Written request →
From the first line of the listing below to the line with "border-[#d0d9e8] px-3 text-[13px]", print each line exactly, and nothing more. Leave out the pictures.

____________

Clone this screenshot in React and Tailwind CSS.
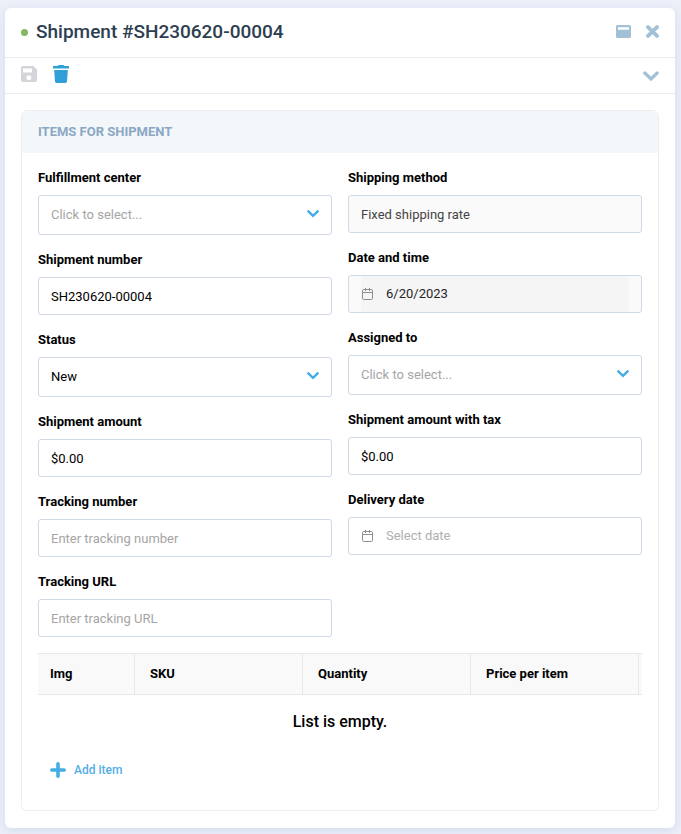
const BOX = "w-full rounded-[3px] border border-[#d0d9e8] px-3 text-[13px] outline-none placeholder:text-[#a5a5a5] placeholder:opacity-100";

function Field({ id, label, children }) {
  return (
    <div className="flex flex-col gap-[7px]">
      <label htmlFor={id} className="text-[13px] leading-5 font-bold text-black">
        {label}
      </label>
      {children}
    </div>
  );
}

function TextField({ id, label, ...rest }) {
  return (
    <Field id={id} label={label}>
      <input id={id} type="text" className={`${BOX} h-[38px] bg-white text-black disabled:bg-[#fafafa] disabled:text-[#444444]`} {...rest} />
    </Field>
  );
}

function SelectField({ id, label, options, empty }) {
  return (
    <Field id={id} label={label}>
      <div className="relative">
        <select id={id} className={`${BOX} h-10 appearance-none bg-white pb-px ${empty ? "text-[#a5a5a5]" : "text-black"}`}>
          {options.map((o) => (
            <option key={o}>{o}</option>
          ))}
        </select>
        <svg className="pointer-events-none absolute top-3.5 right-3 h-2.5 w-3.5" viewBox="0 0 14 10" fill="none" stroke="#43ade5" strokeWidth="2.4">
          <path d="M1.6 1.6 7 6.8l5.4-5.2" />
        </svg>
      </div>
    </Field>
  );
}

function CalendarIcon() {
  return (
    <svg className="h-3.5 w-[13px] shrink-0" viewBox="0 0 13 14" fill="none" stroke="#8e8e8e">
      <rect x="1.5" y="2.5" width="10" height="10" rx="1.2" />
      <path d="M2 5.500h9M4.500 1v3M8.500 1v3" />
    </svg>
  );
}

function DateField({ id, label, disabled, ...rest }) {
  return (
    <Field id={id} label={label}>
      <div className={`flex h-[38px] rounded-[3px] border border-[#d0d9e8] px-3 ${disabled ? "bg-[#fafafa]" : "bg-white"}`}>
        <div className={`flex w-full items-center gap-3 rounded-[3px] ${disabled ? "bg-[#f5f5f5]" : ""}`}>
          <CalendarIcon />
          <input id={id} type="text" disabled={disabled} className="w-full min-w-0 bg-transparent text-[13px] text-[#262626] outline-none placeholder:text-[#b0b0b0] placeholder:opacity-100" {...rest} />
        </div>
      </div>
    </Field>
  );
}

export default function App() {
  return (
    <div className="min-h-screen bg-[#edf0f9] pt-2 pr-1.5 pb-1.5 pl-[5px] font-['Roboto',sans-serif]">
      <main className="rounded-md bg-white pb-[17px] shadow-[0_3px_12px_rgba(120,145,190,0.22)]">
        <header className="flex h-[50px] items-center border-b border-[#e8ebf1] pr-[15px] pl-4">
          <span className="mr-2 size-[7px] rounded-full bg-[#86b663]" />
          <h1 className="grow text-[19px] font-medium text-[#2c3e50]">Shipment #SH230620-00004</h1>
          <div className="flex items-center gap-3.5 pb-0.5">
            <button type="button" aria-label="Minimize" className="block">
              <svg className="h-[13px] w-[15px]" viewBox="0 0 15 13">
                <path fill="#a3c1d6" fillRule="evenodd" d="M1.5 0h12A1.5 1.5 0 0 1 15 1.5v10a1.5 1.5 0 0 1-1.5 1.5h-12A1.5 1.5 0 0 1 0 11.5v-10A1.5 1.5 0 0 1 1.5 0ZM2 2.200v2.600h11V2.200Z" />
              </svg>
            </button>
            <button type="button" aria-label="Close" className="block">
              <svg className="h-[13px] w-[15px]" viewBox="0 0 15 13" stroke="#a3c1d6" strokeWidth="3.8" strokeLinecap="round">
                <path d="M3 2.100 12 10.900M12 2.100 3 10.900" />
              </svg>
            </button>
          </div>
        </header>

        <div className="flex h-9 items-center justify-between border-b border-[#e8ebf1] px-4">
          <div className="flex items-center gap-4 pb-[3px]">
            <button type="button" aria-label="Save" disabled>
              <svg className="block size-4" viewBox="0 0 16 16">
                <path fill="#d3d5da" fillRule="evenodd" d="M1.800 0h10.700L16 3.500v10.700a1.800 1.800 0 0 1-1.800 1.800H1.800A1.800 1.800 0 0 1 0 14.200V1.800A1.800 1.800 0 0 1 1.800 0ZM2 2.500v4h9v-4ZM8 9.200a2.500 2.500 0 1 0 0 5 2.500 2.500 0 0 0 0-5Z" />
              </svg>
            </button>
            <button type="button" aria-label="Delete">
              <svg className="block h-[18px] w-4" viewBox="0 0 16 18" fill="#309fd8">
                <path d="M5.500 0h5l.8 1H16v2.500H0V1h4.700ZM1.200 5h13.600l-.8 11.500a1.600 1.600 0 0 1-1.600 1.500H3.600A1.600 1.600 0 0 1 2 16.500Z" />
              </svg>
            </button>
          </div>
          <button type="button" aria-label="Expand">
            <svg className="block h-2.5 w-4" viewBox="0 0 16 10" fill="none" stroke="#a3c1d6" strokeWidth="3.2" strokeLinecap="round">
              <path d="M1.800 2 8 8l6.200-6" />
            </svg>
          </button>
        </div>

        <section className="mx-4 mt-4 rounded-md border border-[#eceef2]">
          <h2 className="rounded-t-md bg-[#f3f7fa] px-4 py-[11px] text-[13px] leading-5 font-bold text-[#8aa8c4]">
            ITEMS FOR SHIPMENT
          </h2>
          <form className="px-4 pt-[15px]">
            <div className="grid grid-cols-2 gap-4">
              <div className="flex flex-col gap-[15px]">
                <SelectField id="center" label="Fulfillment center" options={["Click to select..."]} empty />
                <TextField id="number" label="Shipment number" defaultValue="SH230620-00004" />
                <SelectField id="status" label="Status" options={["New"]} />
                <TextField id="amount" label="Shipment amount" defaultValue="$0.00" />
                <TextField id="tracking" label="Tracking number" placeholder="Enter tracking number" />
                <TextField id="url" label="Tracking URL" placeholder="Enter tracking URL" />
              </div>
              <div className="flex flex-col gap-[15px]">
                <TextField id="method" label="Shipping method" defaultValue="Fixed shipping rate" disabled />
                <DateField id="date" label="Date and time" defaultValue="6/20/2023" disabled />
                <SelectField id="assigned" label="Assigned to" options={["Click to select..."]} empty />
                <TextField id="amount-tax" label="Shipment amount with tax" defaultValue="$0.00" />
                <DateField id="delivery" label="Delivery date" placeholder="Select date" />
              </div>
            </div>

            <table className="mt-4 w-full table-fixed border-separate border-spacing-0 text-left text-[13px]">
              <thead>
                <tr className="h-[42px] bg-[#f9f9f9]">
                  <th className="w-[97px] border-y border-r border-[#e6e8ee] px-3 font-bold">Img</th>
                  <th className="border-y border-r border-[#e6e8ee] px-[15px] font-bold">SKU</th>
                  <th className="border-y border-r border-[#e6e8ee] px-[15px] font-bold">Quantity</th>
                  <th className="border-y border-r border-[#e6e8ee] px-[15px] font-bold">Price per item</th>
                  <th className="w-[3px] border-y border-[#e6e8ee] p-0" />
                </tr>
              </thead>
              <tbody>
                <tr>
                  <td colSpan={5} className="pt-[15px] pb-[26px] text-center text-base font-medium">
                    List is empty.
                  </td>
                </tr>
              </tbody>
            </table>

            <button type="button" className="mb-[30px] ml-3 flex items-center gap-2 text-xs leading-5 font-medium text-[#55aee4]">
              <svg className="size-4" viewBox="0 0 16 16" stroke="#43ade5" strokeWidth="3.6" strokeLinecap="round">
                <path d="M8 1.800v12.400M1.800 8h12.400" />
              </svg>
              Add item
            </button>
          </form>
        </section>
      </main>
    </div>
  );
}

____________

Output below →
Clone this screenshot in React and Tailwind CSS.
const BOX = "w-full rounded-[3px] border border-[#d0d9e8] px-3 text-[13px] outline-none placeholder:text-[#a5a5a5] placeholder:opacity-100";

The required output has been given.